木造二階建てのその家には、両親が離婚した小学一年の春に、有花と、兄の省吾と一緒に移り住んだ。
縁側に座ると、遠くで野良猫が鳴く声が聞こえてきた。庭の前には、桜の木が一本、どっしりと佇むようにして突っ立っている。
その木は、春になると、どんぐりよりも小さな蕾から、一年待ち続けた桜の息吹が満開に咲き乱れる。
蓮が幼い頃は、縁側に座ってよく絵を描いていた。
縁側は、蓮にとって一番好きな場所だった。なぜなら、その頃飼っていた三毛猫のミケが、膝の上にちょこんと座ってくれるからだ。ミケはぐるぐると喉を鳴らし、細くて長い尻尾で蓮の膝を優しく叩いた。
春風に揺られて流れ落ちる桜吹雪を、縁側に座ってミケと一緒に写生する事が、蓮は好きだった。
蓮の芸術的な才能は中学で開花した。学内の写生大会では、特選、デザインコンテストでは県内でも優秀賞をとるレベルだった。
桜の木は、今は緑の葉で覆われ、また来年やってくる開花の時期を、今か今かと待ちわびている。
蓮は、居間のテーブルに置きっ放しにしていた車の鍵を取り、外に出た。その瞬間、灼熱の陽気のせいで、体から大量の汗が一気に噴き出した。
鋭く突き刺さってくる日差しを手で塞ぎながら、車の運転席側のドアを開けた。車中からはむっとした温風が、顔全体を覆ってきた。蓮はすぐにエンジンをかけて、冷房全開まで調整した。
すると、乾いたNAサウンドが、マフラーから目の前の山林に響き渡った。
遂にこの日が来たんだ。
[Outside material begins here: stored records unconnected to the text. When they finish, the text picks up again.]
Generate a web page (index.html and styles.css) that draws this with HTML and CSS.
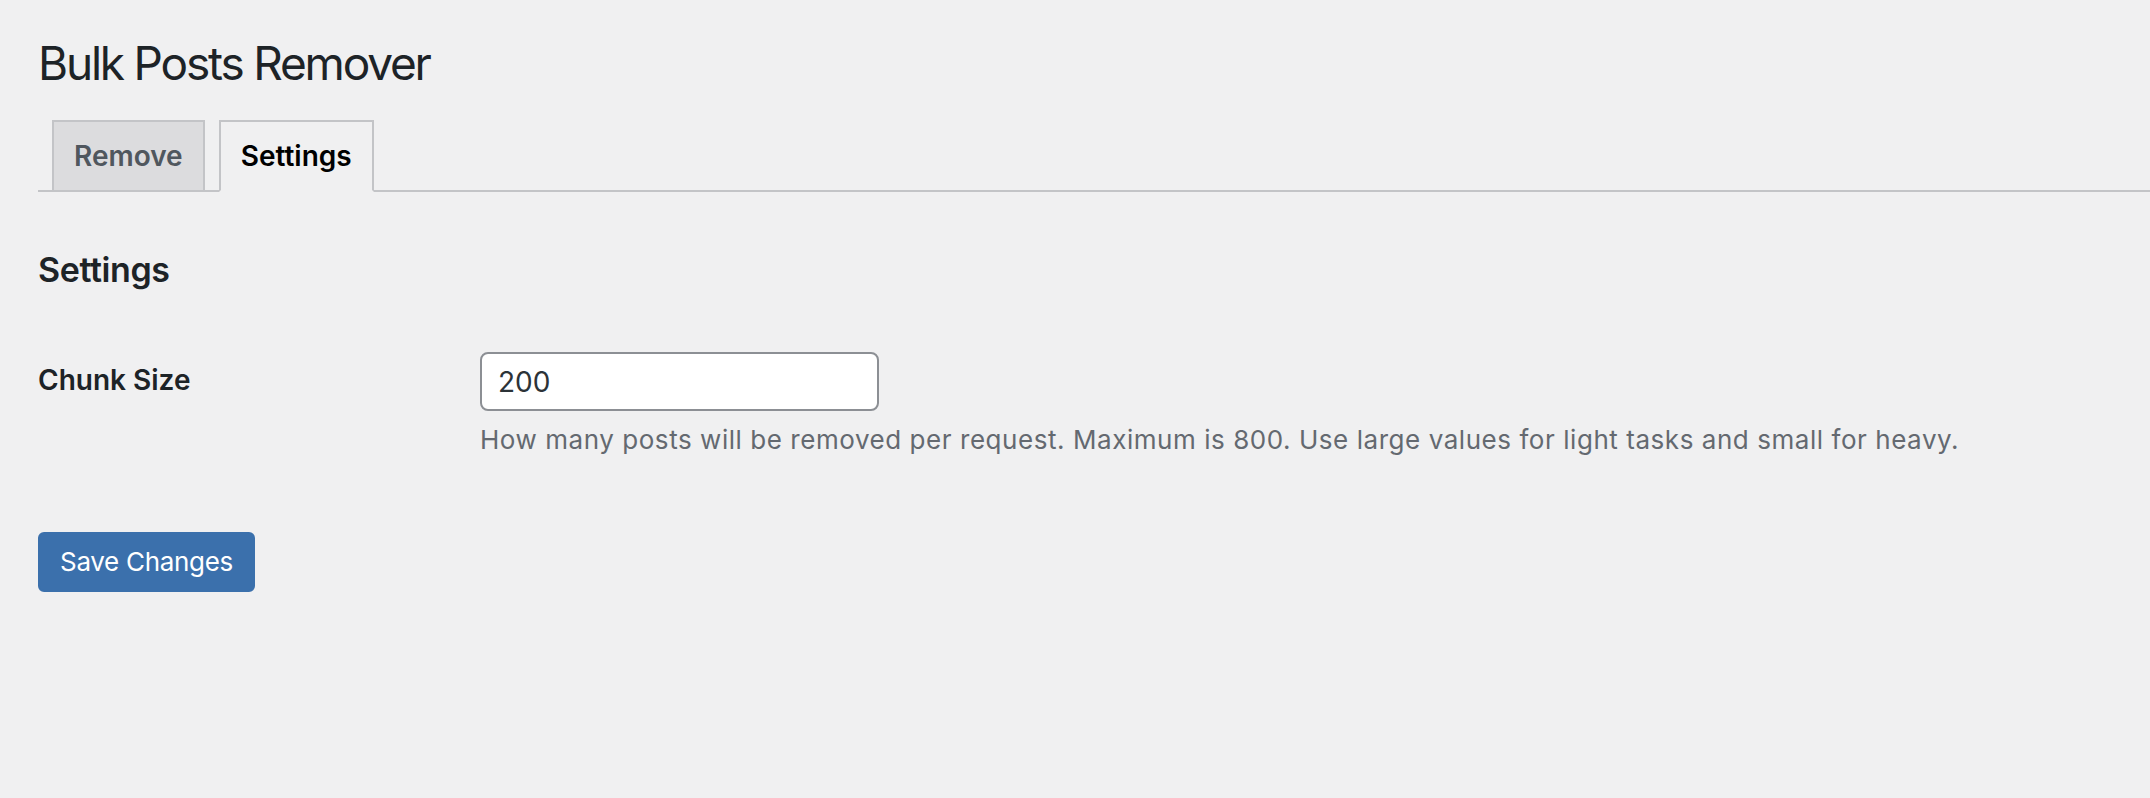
FILE: index.html
```html
<!DOCTYPE html>
<html lang="en">
<head>
<meta charset="utf-8">
<title>Bulk Posts Remover</title>
<link rel="stylesheet" href="styles.css">
</head>
<body>
<div class="wrap">
  <h1 class="page-title">Bulk Posts Remover</h1>
  <nav class="tabs">
    <a class="tab" href="#">Remove</a>
    <a class="tab tab-active" href="#">Settings</a>
  </nav>
  <h2 class="section-title">Settings</h2>
  <form class="settings-form">
    <div class="form-row">
      <label class="field-label" for="chunk">Chunk Size</label>
      <div class="field">
        <input class="text-input" id="chunk" type="text" value="200">
        <p class="description">How many posts will be removed per request. Maximum is 800. Use large values for light tasks and small for heavy.</p>
      </div>
    </div>
    <div class="submit-row">
      <button class="button-primary" type="button">Save Changes</button>
    </div>
  </form>
</div>
</body>
</html>
```
FILE: styles.css
```css
html, body {
  margin: 0;
  padding: 0;
  background: #f0f0f1;
}
body {
  font-family: Inter, "Noto Sans", "Liberation Sans", sans-serif;
  color: #1d2327;
  height: 798px;
  overflow: hidden;
}
.wrap {
  padding: 33px 0 0 38px;
}
.page-title {
  margin: 0;
  font-size: 46px;
  line-height: 60px;
  font-weight: 400;
  letter-spacing: -2.2px;
  color: #1d2327;
}
.tabs {
  display: flex;
  margin-top: 27px;
  border-bottom: 2px solid #c3c4c7;
  padding-left: 0;
}
.tab {
  display: block;
  margin-left: 14px;
  margin-bottom: -2px;
  padding: 10px 20px;
  font-size: 28px;
  line-height: 48px;
  font-weight: 600;
  color: #50575e;
  background: #dcdcde;
  border: 2px solid #c3c4c7;
  border-bottom: 2px solid #c3c4c7;
  text-decoration: none;
}
.tab-active {
  color: #000;
  background: #f0f0f1;
  border-bottom-color: #f0f0f1;
}
.section-title {
  margin: 56px 0 0;
  font-size: 34px;
  line-height: 44px;
  font-weight: 600;
  letter-spacing: -0.4px;
  color: #1d2327;
}
.settings-form {
  margin: 0;
}
.form-row {
  display: grid;
  grid-template-columns: 442px 1fr;
  align-items: start;
  margin-top: 60px;
}
.field-label {
  padding-top: 10px;
  font-size: 28px;
  line-height: 36px;
  font-weight: 600;
  color: #1d2327;
}
.field {
  display: flex;
  flex-direction: column;
  align-items: flex-start;
}
.text-input {
  box-sizing: border-box;
  width: 399px;
  height: 59px;
  margin: 0;
  padding: 0 16px;
  border: 2px solid #8c8f94;
  border-radius: 8px;
  background: #fff;
  font-family: inherit;
  font-size: 28px;
  color: #2c3338;
  outline: none;
}
.description {
  margin: 11px 0 0;
  font-size: 26px;
  line-height: 36px;
  letter-spacing: 0.55px;
  color: #646970;
}
.submit-row {
  margin-top: 74px;
}
.button-primary {
  box-sizing: border-box;
  height: 60px;
  padding: 0 20px;
  border: 2px solid #3b70ac;
  border-radius: 6px;
  background: #3b70ac;
  color: #fff;
  font-family: inherit;
  font-size: 26px;
  line-height: 56px;
  letter-spacing: -0.3px;
  cursor: pointer;
}
```
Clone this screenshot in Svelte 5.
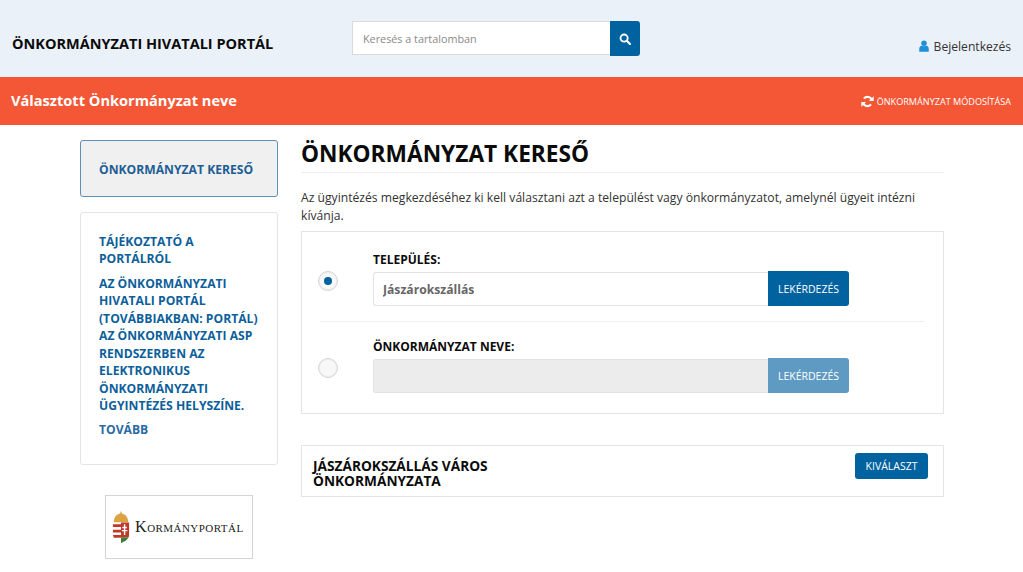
<script>
  let selected = $state("telepules");
  let telepules = $state("Jászárokszállás");
</script>

<header class="top">
  <div class="brand">ÖNKORMÁNYZATI HIVATALI PORTÁL</div>
  <div class="search">
    <input type="text" placeholder="Keresés a tartalomban" />
    <button class="search-btn" aria-label="Keresés">
      <svg viewBox="0 0 16 16" width="12" height="12">
        <circle cx="6.8" cy="6.8" r="4.8" fill="none" stroke="#fff" stroke-width="2.4" />
        <path d="M10.4 10.4 L14.6 14.6" stroke="#fff" stroke-width="2.8" stroke-linecap="round" />
      </svg>
    </button>
  </div>
  <div class="login">
    <svg viewBox="0 0 12 14" width="10" height="12">
      <circle cx="6" cy="3.6" r="3.3" fill="#1f8fd6" />
      <path d="M0.3 14 V10.2 C0.3 8 1.8 6.8 3.4 6.4 C4.8 7.6 7.2 7.6 8.6 6.4 C10.2 6.8 11.7 8 11.7 10.2 V14 Z" fill="#1f8fd6" />
    </svg>
    <span>Bejelentkezés</span>
  </div>
</header>

<div class="selected-bar">
  <div class="selected-name">Választott Önkormányzat neve</div>
  <div class="change">
    <svg viewBox="0 0 16 16" width="13" height="13">
      <path d="M13.4 6.4 A5.6 5.6 0 0 0 3.6 4.4" fill="none" stroke="#fff" stroke-width="2.6" />
      <path d="M15.6 1.6 V7.4 H9.8 Z" fill="#fff" />
      <path d="M2.6 9.6 A5.6 5.6 0 0 0 12.4 11.6" fill="none" stroke="#fff" stroke-width="2.6" />
      <path d="M0.4 14.4 V8.6 H6.2 Z" fill="#fff" />
    </svg>
    <span>ÖNKORMÁNYZAT MÓDOSÍTÁSA</span>
  </div>
</div>

<div class="page">
  <aside class="side">
    <div class="side-active">ÖNKORMÁNYZAT KERESŐ</div>
    <div class="side-box">
      <p class="info-title">TÁJÉKOZTATÓ A PORTÁLRÓL</p>
      <p class="info-text">AZ ÖNKORMÁNYZATI HIVATALI PORTÁL (TOVÁBBIAKBAN: PORTÁL) AZ ÖNKORMÁNYZATI ASP RENDSZERBEN AZ ELEKTRONIKUS ÖNKORMÁNYZATI ÜGYINTÉZÉS HELYSZÍNE.</p>
      <p class="more">TOVÁBB</p>
    </div>
    <div class="gov-logo">
      <svg viewBox="0 0 20 36" width="18" height="34">
        <path d="M10 0 L11 3 C15 4 18 7 18 13 H2 C2 7 5 4 9 3 Z" fill="#d9a441" />
        <path d="M1 13 H19 V27 C19 32 14 34 10 36 C6 34 1 32 1 27 Z" fill="#fff" />
        <path d="M1 15 H10 V18 H1 Z M1 21 H10 V24 H1 Z M1 27 H10 V30 H2 Z" fill="#c0392b" />
        <path d="M10 13 H19 V27 C19 28 18.8 29 18.4 29.5 H10 Z" fill="#c0392b" />
        <path d="M14 15 V27 M11.5 18.5 H16.5 M11 22 H17" stroke="#fff" stroke-width="1.6" />
        <path d="M10 29.5 H18.4 C17 33 13 34.6 10 36 Z" fill="#3f7d3a" />
      </svg>
      <span class="gov-text">Kormányportál</span>
    </div>
  </aside>

  <main class="content">
    <h1>ÖNKORMÁNYZAT KERESŐ</h1>
    <p class="intro">Az ügyintézés megkezdéséhez ki kell választani azt a települést vagy önkormányzatot, amelynél ügyeit intézni kívánja.</p>

    <section class="form-box">
      <div class="form-row first">
        <button class="radio" class:on={selected === "telepules"} onclick={() => (selected = "telepules")} aria-label="Település"></button>
        <div class="field">
          <div class="field-label">TELEPÜLÉS:</div>
          <div class="input-group">
            <input class="text-input" type="text" bind:value={telepules} />
            <button class="query">LEKÉRDEZÉS</button>
          </div>
        </div>
      </div>
      <div class="form-row second">
        <button class="radio" class:on={selected === "nev"} onclick={() => (selected = "nev")} aria-label="Önkormányzat neve"></button>
        <div class="field">
          <div class="field-label">ÖNKORMÁNYZAT NEVE:</div>
          <div class="input-group">
            <input class="text-input" type="text" disabled />
            <button class="query" disabled>LEKÉRDEZÉS</button>
          </div>
        </div>
      </div>
    </section>

    <section class="result">
      <div class="result-name">JÁSZÁROKSZÁLLÁS VÁROS ÖNKORMÁNYZATA</div>
      <button class="pick">KIVÁLASZT</button>
    </section>
  </main>
</div>

<style>
  :global(body) {
    margin: 0;
    background: #fff;
    font-family: "Open Sans", "Noto Sans", sans-serif;
    color: #333;
  }

  button {
    font-family: inherit;
    cursor: pointer;
  }

  .top {
    height: 77px;
    box-sizing: border-box;
    background: #ebf1f9;
    display: flex;
    padding: 21px 12px 0 12px;
  }

  .brand {
    width: 340px;
    padding-top: 13px;
    font-size: 14.5px;
    line-height: 20px;
    font-weight: 700;
    color: #0b0b0b;
  }

  .search {
    display: flex;
    width: 288px;
    height: 35px;
  }

  .search input {
    flex: 1;
    min-width: 0;
    box-sizing: border-box;
    height: 34px;
    border: 1px solid #d9d9d9;
    border-right: 0;
    padding: 0 10px;
    font-family: inherit;
    font-size: 10.8px;
    background: #fff;
    outline: none;
  }

  .search input::placeholder {
    color: #8a8a8a;
    opacity: 1;
  }

  .search-btn {
    width: 30px;
    height: 35px;
    border: 0;
    padding: 0;
    background: #00629f;
    border-radius: 0 3px 3px 0;
    display: flex;
    align-items: center;
    justify-content: center;
  }

  .login {
    margin-left: auto;
    padding-top: 15px;
    height: 20px;
    display: flex;
    align-items: center;
    gap: 5px;
    font-size: 12.1px;
    color: #333;
  }

  .selected-bar {
    height: 48px;
    background: #f45735;
    display: flex;
    align-items: center;
    justify-content: space-between;
    padding: 0 12px 0 11px;
    color: #fff;
  }

  .selected-name {
    font-size: 14.6px;
    font-weight: 700;
    margin-top: -3px;
  }

  .change {
    display: flex;
    align-items: center;
    gap: 3px;
    font-size: 9.1px;
    margin-top: 1px;
  }

  .page {
    display: flex;
    gap: 23px;
    padding: 15px 79px 0 80px;
    align-items: flex-start;
  }

  .side {
    width: 198px;
    flex: none;
  }

  .side-active {
    box-sizing: border-box;
    height: 57px;
    background: #f0f0f0;
    border: 1px solid #5f8fb8;
    border-radius: 3px;
    padding: 1px 18px 0;
    display: flex;
    align-items: center;
    font-size: 12.15px;
    font-weight: 700;
    color: #1d5e94;
  }

  .side-box {
    box-sizing: border-box;
    height: 253px;
    margin-top: 15px;
    border: 1px solid #e4e4e4;
    border-radius: 3px;
    padding: 19.5px 18px 0;
    color: #0d5f9b;
    font-size: 12.15px;
    font-weight: 700;
    line-height: 17.5px;
  }

  .side-box p {
    margin: 0 0 7px;
  }

  .side-box .more {
    margin-top: -1px;
    color: #2a6aa5;
  }

  .gov-logo {
    box-sizing: border-box;
    width: 148px;
    height: 64px;
    margin: 30px 0 0 25px;
    border: 1px solid #d4d4d4;
    display: flex;
    align-items: center;
    gap: 5px;
    padding: 0 6px;
  }

  .gov-text {
    font-family: "Liberation Serif", serif;
    font-variant: small-caps;
    font-size: 16.2px;
    letter-spacing: 0.45px;
    color: #222;
    white-space: nowrap;
  }

  .content {
    flex: 1;
    min-width: 0;
  }

  h1 {
    margin: 0;
    padding: 1px 0 5px;
    font-size: 22.7px;
    line-height: 26px;
    font-weight: 700;
    color: #0b0b0b;
    border-bottom: 1px solid #eee;
  }

  .intro {
    margin: 16px 0 6px;
    font-size: 12.15px;
    line-height: 18px;
    color: #333;
  }

  .form-box {
    box-sizing: border-box;
    height: 183px;
    border: 1px solid #e4e4e4;
    padding: 0 19px 0 18px;
  }

  .form-row {
    display: flex;
    align-items: flex-start;
  }

  .first {
    height: 90px;
    border-bottom: 1px solid #f0f0f0;
    padding-top: 19px;
    box-sizing: border-box;
  }

  .second {
    padding-top: 16px;
  }

  .radio {
    flex: none;
    width: 20px;
    height: 20px;
    margin: 20px 0 0 -2px;
    padding: 0;
    border-radius: 50%;
    border: 1px solid #d6d6d6;
    background: #f8f8f8;
    box-shadow: inset 0 0 0 1px #eee;
    position: relative;
  }

  .radio.on::after {
    content: "";
    position: absolute;
    left: 5px;
    top: 5px;
    width: 8px;
    height: 8px;
    border-radius: 50%;
    background: #00629f;
  }

  .field {
    margin-left: 35px;
  }

  .field-label {
    font-size: 12px;
    line-height: 17px;
    font-weight: 700;
    color: #0b0b0b;
    margin-bottom: 4px;
  }

  .input-group {
    display: flex;
    align-items: flex-start;
  }

  .text-input {
    box-sizing: border-box;
    width: 395px;
    height: 34px;
    border: 1px solid #e2e2e2;
    border-right: 0;
    border-radius: 3px 0 0 3px;
    padding: 0 9px;
    font-family: inherit;
    font-size: 12.15px;
    font-weight: 700;
    color: #666;
    background: #fff;
    outline: none;
  }

  .text-input:disabled {
    background: #ececec;
  }

  .query {
    box-sizing: border-box;
    width: 81px;
    height: 35px;
    margin-top: -1px;
    border: 0;
    border-radius: 0 3px 3px 0;
    background: #00629f;
    color: #fff;
    font-size: 10.5px;
    padding: 0;
  }

  .query:disabled {
    background: #5f9ac2;
    cursor: default;
  }

  .result {
    box-sizing: border-box;
    height: 52px;
    margin-top: 31px;
    border: 1px solid #e4e4e4;
    padding: 7px 15px 0 11px;
    display: flex;
    justify-content: space-between;
    align-items: flex-start;
  }

  .result-name {
    width: 215px;
    padding-top: 5px;
    font-size: 13.7px;
    line-height: 15px;
    font-weight: 700;
    color: #0b0b0b;
  }

  .pick {
    box-sizing: border-box;
    width: 73px;
    height: 26px;
    border: 0;
    border-radius: 3px;
    background: #00629f;
    color: #fff;
    font-size: 10.5px;
    padding: 0;
  }
</style>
蓮は、唯一の父親である永吉に、十年ぶりに会いに行こうとしていた。
社会人となった蓮は、高校時代に親しかった友人とも離れ離れになり、大手医療メーカーの製造部に勤務する事になった。
中学高校と野球馬鹿だった蓮にとって、将来の進路はまるで定まっていなかった。
仮に大学に行くにしても、そんなお金を出す余裕はおふくろにはないだろうと考え、最初から進路の選択肢からは外していた。
蓮は、企業から学校へくる新入社員募集要項の中から、担任の先生と有花が勧めてくれた会社を選んだ。
入社してからは、仕事に徐々に慣れていくにつれて、蓮は永吉の記憶を思い出さずにはいられなかった。
丁度、永吉の誕生日が七月七日の七夕の日だった事を覚えていた蓮は、その日が近づくにつれて、父親という存在が自分の胸中に収まりきれなくなっていくのだった。
両親が離婚したのは、蓮が小学一年の時だったと記憶されている。